◆ **Brief**
Transcribe all of the records word for word, but omit the pictures.

(Stored entries)

┄┄┄┄┄┄┄┄┄┄┄┄┄┄┄┄┄┄┄┄

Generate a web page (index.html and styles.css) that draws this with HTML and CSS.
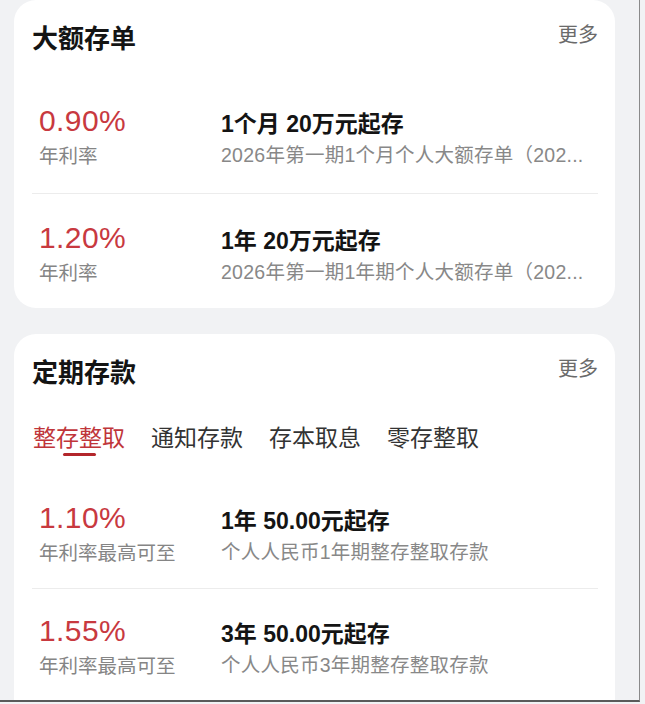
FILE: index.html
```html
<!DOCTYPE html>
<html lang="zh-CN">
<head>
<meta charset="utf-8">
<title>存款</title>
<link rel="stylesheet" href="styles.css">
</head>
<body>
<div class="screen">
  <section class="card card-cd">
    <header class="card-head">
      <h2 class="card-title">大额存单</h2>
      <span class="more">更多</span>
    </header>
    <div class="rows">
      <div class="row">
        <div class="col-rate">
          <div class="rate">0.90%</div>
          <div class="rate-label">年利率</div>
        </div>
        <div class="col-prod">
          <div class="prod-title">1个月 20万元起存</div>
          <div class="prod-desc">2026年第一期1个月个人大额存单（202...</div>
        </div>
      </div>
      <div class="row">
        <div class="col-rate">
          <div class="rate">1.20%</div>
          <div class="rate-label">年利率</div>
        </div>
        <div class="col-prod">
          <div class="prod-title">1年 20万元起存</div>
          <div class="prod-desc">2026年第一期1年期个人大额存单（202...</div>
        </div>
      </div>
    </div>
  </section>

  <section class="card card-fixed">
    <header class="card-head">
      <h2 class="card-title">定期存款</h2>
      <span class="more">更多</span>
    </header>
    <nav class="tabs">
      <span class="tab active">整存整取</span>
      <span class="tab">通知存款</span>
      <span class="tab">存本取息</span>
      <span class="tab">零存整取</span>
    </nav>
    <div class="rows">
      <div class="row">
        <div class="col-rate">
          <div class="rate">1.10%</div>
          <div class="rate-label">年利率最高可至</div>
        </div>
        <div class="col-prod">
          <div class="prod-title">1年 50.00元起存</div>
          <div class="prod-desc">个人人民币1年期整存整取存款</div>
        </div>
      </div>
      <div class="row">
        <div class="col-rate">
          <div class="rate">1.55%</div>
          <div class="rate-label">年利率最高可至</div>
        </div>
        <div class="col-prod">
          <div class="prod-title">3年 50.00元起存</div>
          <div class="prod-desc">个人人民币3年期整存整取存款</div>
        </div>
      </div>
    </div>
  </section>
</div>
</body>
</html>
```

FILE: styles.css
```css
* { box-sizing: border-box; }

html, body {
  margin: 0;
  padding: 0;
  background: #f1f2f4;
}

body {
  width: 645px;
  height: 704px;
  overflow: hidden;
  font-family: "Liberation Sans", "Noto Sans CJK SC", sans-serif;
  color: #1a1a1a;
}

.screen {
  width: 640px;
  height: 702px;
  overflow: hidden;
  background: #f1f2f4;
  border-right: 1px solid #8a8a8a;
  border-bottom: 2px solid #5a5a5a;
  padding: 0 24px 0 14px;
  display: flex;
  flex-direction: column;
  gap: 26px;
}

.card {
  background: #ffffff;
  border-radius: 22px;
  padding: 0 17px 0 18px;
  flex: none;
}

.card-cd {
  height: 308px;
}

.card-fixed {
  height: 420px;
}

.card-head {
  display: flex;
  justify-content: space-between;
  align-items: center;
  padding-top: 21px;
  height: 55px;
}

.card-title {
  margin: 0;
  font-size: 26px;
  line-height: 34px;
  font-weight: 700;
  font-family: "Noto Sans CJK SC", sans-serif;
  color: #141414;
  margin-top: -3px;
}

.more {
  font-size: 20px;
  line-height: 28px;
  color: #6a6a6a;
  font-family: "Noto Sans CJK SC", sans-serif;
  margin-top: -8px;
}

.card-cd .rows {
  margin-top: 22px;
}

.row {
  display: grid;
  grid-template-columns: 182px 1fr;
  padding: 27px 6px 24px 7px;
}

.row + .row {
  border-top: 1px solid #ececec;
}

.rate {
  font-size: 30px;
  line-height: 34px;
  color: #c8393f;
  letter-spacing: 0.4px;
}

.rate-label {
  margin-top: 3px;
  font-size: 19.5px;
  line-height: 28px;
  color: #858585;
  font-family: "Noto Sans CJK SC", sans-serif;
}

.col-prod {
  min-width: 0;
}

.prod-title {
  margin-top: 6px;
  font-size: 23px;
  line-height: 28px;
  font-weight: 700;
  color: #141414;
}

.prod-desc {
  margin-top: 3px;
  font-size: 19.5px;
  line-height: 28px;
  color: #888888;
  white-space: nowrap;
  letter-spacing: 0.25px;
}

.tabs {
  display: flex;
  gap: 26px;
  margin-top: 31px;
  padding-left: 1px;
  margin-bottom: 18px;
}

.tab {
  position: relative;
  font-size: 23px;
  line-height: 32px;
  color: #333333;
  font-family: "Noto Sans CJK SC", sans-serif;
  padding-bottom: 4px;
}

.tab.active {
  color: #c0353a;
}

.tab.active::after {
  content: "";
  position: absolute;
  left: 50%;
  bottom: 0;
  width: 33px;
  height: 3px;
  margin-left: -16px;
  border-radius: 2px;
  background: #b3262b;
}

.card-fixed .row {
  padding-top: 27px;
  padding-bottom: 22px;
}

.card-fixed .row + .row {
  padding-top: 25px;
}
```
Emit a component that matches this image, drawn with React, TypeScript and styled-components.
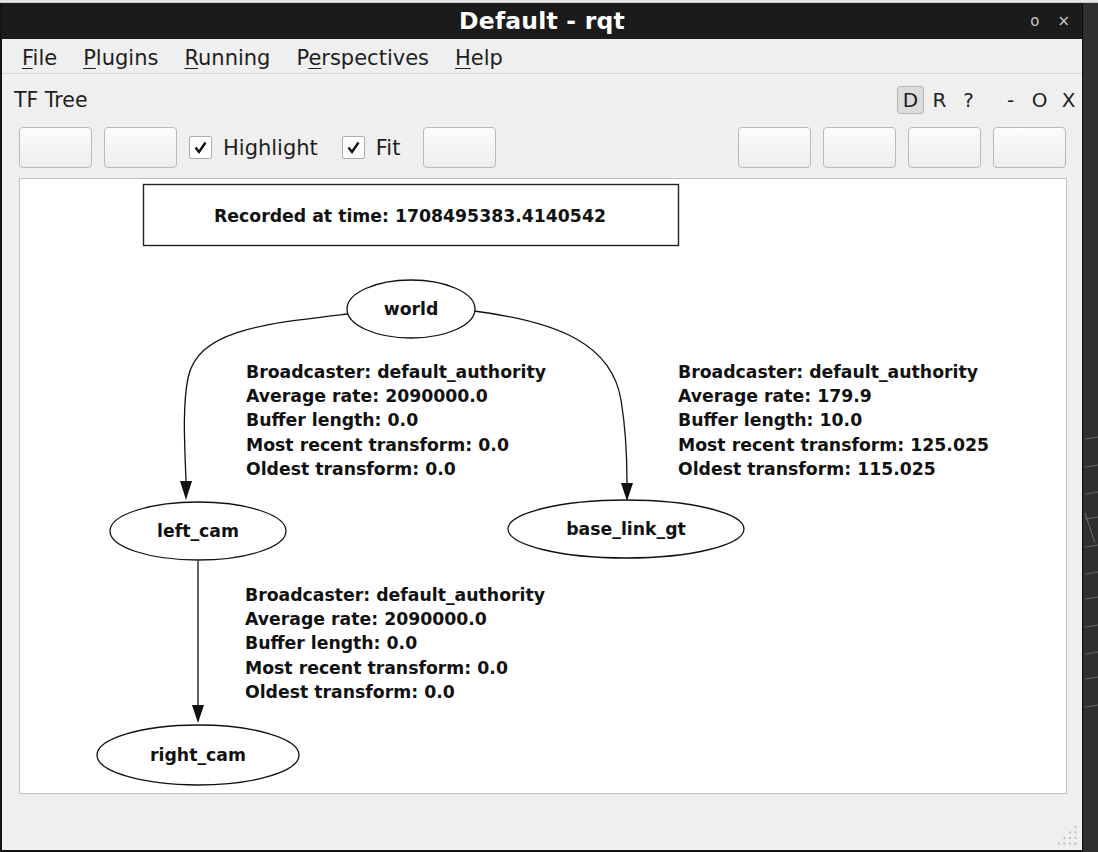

┄┄┄┄┄┄┄┄┄┄┄┄┄┄┄┄┄┄┄┄

◆ **Final result**
Generate a web page (index.html and styles.css) that draws this with HTML and CSS.
FILE: index.html
```html
<!DOCTYPE html>
<html lang="zh-CN">
<head>
<meta charset="utf-8">
<title>存款</title>
<link rel="stylesheet" href="styles.css">
</head>
<body>
<div class="screen">
  <section class="card card-cd">
    <header class="card-head">
      <h2 class="card-title">大额存单</h2>
      <span class="more">更多</span>
    </header>
    <div class="rows">
      <div class="row">
        <div class="col-rate">
          <div class="rate">0.90%</div>
          <div class="rate-label">年利率</div>
        </div>
        <div class="col-prod">
          <div class="prod-title">1个月 20万元起存</div>
          <div class="prod-desc">2026年第一期1个月个人大额存单（202...</div>
        </div>
      </div>
      <div class="row">
        <div class="col-rate">
          <div class="rate">1.20%</div>
          <div class="rate-label">年利率</div>
        </div>
        <div class="col-prod">
          <div class="prod-title">1年 20万元起存</div>
          <div class="prod-desc">2026年第一期1年期个人大额存单（202...</div>
        </div>
      </div>
    </div>
  </section>

  <section class="card card-fixed">
    <header class="card-head">
      <h2 class="card-title">定期存款</h2>
      <span class="more">更多</span>
    </header>
    <nav class="tabs">
      <span class="tab active">整存整取</span>
      <span class="tab">通知存款</span>
      <span class="tab">存本取息</span>
      <span class="tab">零存整取</span>
    </nav>
    <div class="rows">
      <div class="row">
        <div class="col-rate">
          <div class="rate">1.10%</div>
          <div class="rate-label">年利率最高可至</div>
        </div>
        <div class="col-prod">
          <div class="prod-title">1年 50.00元起存</div>
          <div class="prod-desc">个人人民币1年期整存整取存款</div>
        </div>
      </div>
      <div class="row">
        <div class="col-rate">
          <div class="rate">1.55%</div>
          <div class="rate-label">年利率最高可至</div>
        </div>
        <div class="col-prod">
          <div class="prod-title">3年 50.00元起存</div>
          <div class="prod-desc">个人人民币3年期整存整取存款</div>
        </div>
      </div>
    </div>
  </section>
</div>
</body>
</html>
```

FILE: styles.css
```css
* { box-sizing: border-box; }

html, body {
  margin: 0;
  padding: 0;
  background: #f1f2f4;
}

body {
  width: 645px;
  height: 704px;
  overflow: hidden;
  font-family: "Liberation Sans", "Noto Sans CJK SC", sans-serif;
  color: #1a1a1a;
}

.screen {
  width: 640px;
  height: 702px;
  overflow: hidden;
  background: #f1f2f4;
  border-right: 1px solid #8a8a8a;
  border-bottom: 2px solid #5a5a5a;
  padding: 0 24px 0 14px;
  display: flex;
  flex-direction: column;
  gap: 26px;
}

.card {
  background: #ffffff;
  border-radius: 22px;
  padding: 0 17px 0 18px;
  flex: none;
}

.card-cd {
  height: 308px;
}

.card-fixed {
  height: 420px;
}

.card-head {
  display: flex;
  justify-content: space-between;
  align-items: center;
  padding-top: 21px;
  height: 55px;
}

.card-title {
  margin: 0;
  font-size: 26px;
  line-height: 34px;
  font-weight: 700;
  font-family: "Noto Sans CJK SC", sans-serif;
  color: #141414;
  margin-top: -3px;
}

.more {
  font-size: 20px;
  line-height: 28px;
  color: #6a6a6a;
  font-family: "Noto Sans CJK SC", sans-serif;
  margin-top: -8px;
}

.card-cd .rows {
  margin-top: 22px;
}

.row {
  display: grid;
  grid-template-columns: 182px 1fr;
  padding: 27px 6px 24px 7px;
}

.row + .row {
  border-top: 1px solid #ececec;
}

.rate {
  font-size: 30px;
  line-height: 34px;
  color: #c8393f;
  letter-spacing: 0.4px;
}

.rate-label {
  margin-top: 3px;
  font-size: 19.5px;
  line-height: 28px;
  color: #858585;
  font-family: "Noto Sans CJK SC", sans-serif;
}

.col-prod {
  min-width: 0;
}

.prod-title {
  margin-top: 6px;
  font-size: 23px;
  line-height: 28px;
  font-weight: 700;
  color: #141414;
}

.prod-desc {
  margin-top: 3px;
  font-size: 19.5px;
  line-height: 28px;
  color: #888888;
  white-space: nowrap;
  letter-spacing: 0.25px;
}

.tabs {
  display: flex;
  gap: 26px;
  margin-top: 31px;
  padding-left: 1px;
  margin-bottom: 18px;
}

.tab {
  position: relative;
  font-size: 23px;
  line-height: 32px;
  color: #333333;
  font-family: "Noto Sans CJK SC", sans-serif;
  padding-bottom: 4px;
}

.tab.active {
  color: #c0353a;
}

.tab.active::after {
  content: "";
  position: absolute;
  left: 50%;
  bottom: 0;
  width: 33px;
  height: 3px;
  margin-left: -16px;
  border-radius: 2px;
  background: #b3262b;
}

.card-fixed .row {
  padding-top: 27px;
  padding-bottom: 22px;
}

.card-fixed .row + .row {
  padding-top: 25px;
}
```
Emit a component that matches this image, drawn with React, TypeScript and styled-components.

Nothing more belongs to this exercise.